Não se está aqui a defender a impunidade aos crimes de menor potencial ofensivo. O réu deve receber a devida punição estatal, porém não com a imposição de penas restritivas de liberdade. As penas alternativas são suficientes para conferir o caráter retributivo a esses delitos, em especial a pena de multa.

Cumpre ressaltar que segundo o STJ, para fins de competência dos Juizados Especiais Criminais, devem ser somadas as penas máximas abstratamente cominadas aos delitos praticados em concurso (concurso material, formal ou crime continuado) e, caso superem o patamar de 2 anos, devem-se remeter os autos ao Juízo Comum, declinando-se da competência. Este entendimento jurisprudencial, contudo, firma regra de competência jurisdicional, a qual não se aplica aos atos investigatórios da fase pré-processual, cuja sistemática procedimental é diferente.

O declínio da competência dos Juizados Especiais, em razão do somatório das penas, não impõe a dispensa do TCO pelo delegado. Antes da ação penal não se aplicam as regras de competência, justamente porque não há processo.

Somente as autoridades judiciais possuem competência, os delegados e membros do Ministério Público possuem atribuição, que desfruta de regras próprias, não se submetendo às normas rígidas de competência, justamente pelo caráter dinâmico que permeia as atividades investigativas. Nesse sentido, o próprio Código de Processo Penal, no artigo 22, prevê a possibilidade de o delegado de polícia exercer as suas atribuições em circunscrição policial diversa, sem que isso implique qualquer nulidade.

O art. 60 da Lei 9.099/95, ao prever a competência dos Juizados Especiais Criminais, firma, portanto, regra de competência jurisdicional, não aplicável aos delegados e membros do Ministério Público no âmbito de procedimentos criminais instaurados. 
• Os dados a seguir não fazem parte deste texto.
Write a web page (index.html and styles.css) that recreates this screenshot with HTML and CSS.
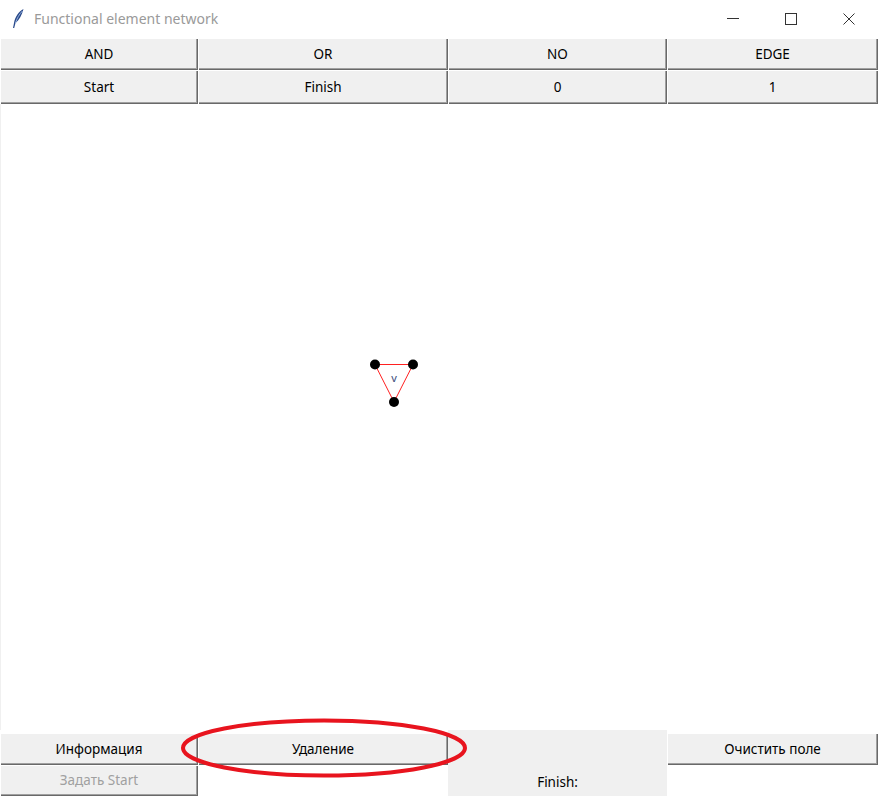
FILE: index.html
```html
<!DOCTYPE html>
<html>
<head>
<meta charset="utf-8">
<link rel="stylesheet" href="styles.css">
</head>
<body>
<div class="window">
  <div class="titlebar">
    <svg class="feather" width="14" height="22" viewBox="0 0 14 22">
      <path d="M12.5 1 C8 3 4 9 3 15 L2 20 L3.2 20 L4.5 15 C8 12 11 7 12.5 1 Z" fill="#2a4a8a"/>
      <path d="M11.5 3 C8.5 6 6 10 4.5 15" stroke="#9ab4e0" stroke-width="1" fill="none"/>
    </svg>
    <span class="title">Functional element network</span>
    <div class="controls">
      <svg width="12" height="12" viewBox="0 0 12 12"><path d="M0 5.5 H12" stroke="#333" stroke-width="1"/></svg>
      <svg width="12" height="12" viewBox="0 0 12 12"><rect x="0.5" y="0.5" width="11" height="11" fill="none" stroke="#333" stroke-width="1"/></svg>
      <svg width="12" height="12" viewBox="0 0 12 12"><path d="M0.5 0.5 L11.5 11.5 M11.5 0.5 L0.5 11.5" stroke="#333" stroke-width="1"/></svg>
    </div>
  </div>
  <div class="toolbar">
    <div class="btn">AND</div>
    <div class="btn">OR</div>
    <div class="btn">NO</div>
    <div class="btn">EDGE</div>
    <div class="btn">Start</div>
    <div class="btn">Finish</div>
    <div class="btn">0</div>
    <div class="btn">1</div>
  </div>
  <div class="canvas">
    <svg class="diagram" width="878" height="631" viewBox="0 0 878 631">
      <g transform="translate(0,-104)">
        <path d="M374 364.5 L412 364.5 L393 402 Z" fill="none" stroke="#ff2020" stroke-width="1"/>
        <circle cx="374" cy="364.5" r="5" fill="#000"/>
        <circle cx="412" cy="364.5" r="5" fill="#000"/>
        <circle cx="393" cy="402" r="5" fill="#000"/>
        <text x="393" y="382" text-anchor="middle" font-family="Noto Sans, sans-serif" font-size="11" fill="#3a4a7a">v</text>
      </g>
    </svg>
  </div>
  <div class="bottom">
    <div class="btn b-info">Информация</div>
    <div class="btn b-del">Удаление</div>
    <div class="finish">Finish:</div>
    <div class="btn b-clear">Очистить поле</div>
    <div class="btn b-start disabled">Задать Start</div>
    <div class="blank"></div>
    <div class="blank"></div>
    <svg class="mark" width="292" height="62" viewBox="0 0 292 62">
      <ellipse cx="146" cy="31" rx="141" ry="27.5" fill="none" stroke="#e8141e" stroke-width="4"/>
    </svg>
  </div>
</div>
</body>
</html>
```
FILE: styles.css
```css
html, body {
  margin: 0;
  padding: 0;
  background: #ffffff;
}
.window {
  width: 878px;
  height: 796px;
  display: flex;
  flex-direction: column;
  overflow: hidden;
  font-family: "Noto Sans", "Open Sans", sans-serif;
  font-size: 13.5px;
  color: #000;
}
.titlebar {
  height: 38px;
  display: flex;
  align-items: center;
  background: #fff;
  position: relative;
}
.feather {
  margin-left: 11px;
}
.title {
  margin-left: 9px;
  margin-top: -2px;
  font-size: 14px;
  color: #9a9a9a;
  font-family: "Noto Sans", sans-serif;
}
.controls {
  margin-left: auto;
  display: flex;
  align-items: center;
  gap: 46px;
  margin-right: 23px;
}
.toolbar {
  display: grid;
  grid-template-columns: 198px 250px 219px 211px;
  grid-template-rows: 32px 34px;
}
.btn {
  box-sizing: border-box;
  background: #f0f0f0;
  display: flex;
  align-items: center;
  justify-content: center;
  box-shadow: inset 1px 1px 0 #ffffff, inset -1px -1px 0 #696969, inset -2px -2px 0 #a0a0a0;
  font-size: 13.5px;
  padding-bottom: 1px;
}
.canvas {
  height: 626px;
  background: #fff;
  border-left: 1px solid #f0f0f0;
  position: relative;
}
.diagram {
  display: block;
}
.bottom {
  display: grid;
  grid-template-columns: 198px 250px 219px 211px;
  grid-template-rows: 35px 31px;
  position: relative;
  background: #fff;
}
.b-info { grid-column: 1; grid-row: 1; margin-top: 3px; }
.b-del { grid-column: 2; grid-row: 1; margin-top: 3px; }
.b-clear { grid-column: 4; grid-row: 1; margin-top: 3px; }
.b-start { grid-column: 1; grid-row: 2; }
.finish {
  grid-column: 3;
  grid-row: 1 / span 2;
  background: #f0f0f0;
  display: flex;
  align-items: flex-end;
  justify-content: center;
  padding-bottom: 5px;
  font-size: 13.5px;
}
.disabled {
  color: #a0a0a0;
}
.mark {
  position: absolute;
  left: 178px;
  top: -13px;
  pointer-events: none;
}
```
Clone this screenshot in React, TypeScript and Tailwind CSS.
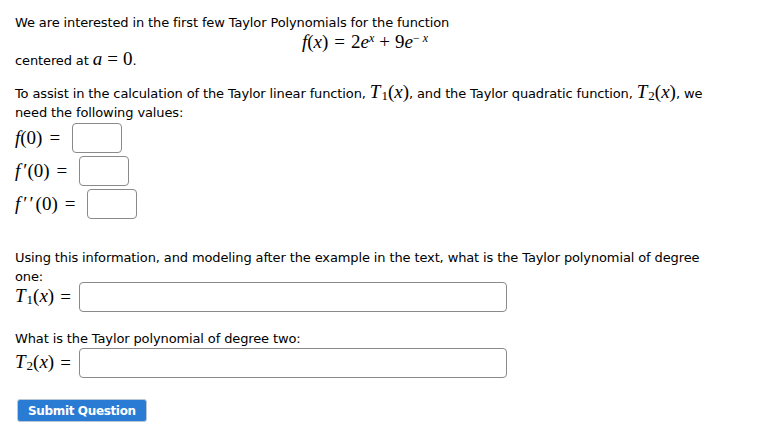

Desse modo, nas infrações penais de menor potencial ofensivo, ainda que praticadas em concurso de crimes, o delegado de polícia está autorizado juridicamente a lavrar o TCO, colocando o autuado em liberdade, sem o recolhimento de fiança, logo após o término do procedimento. A lavratura do APF nesses casos revela-se medida extrema, devendo ser evitada pelas autoridades policiais.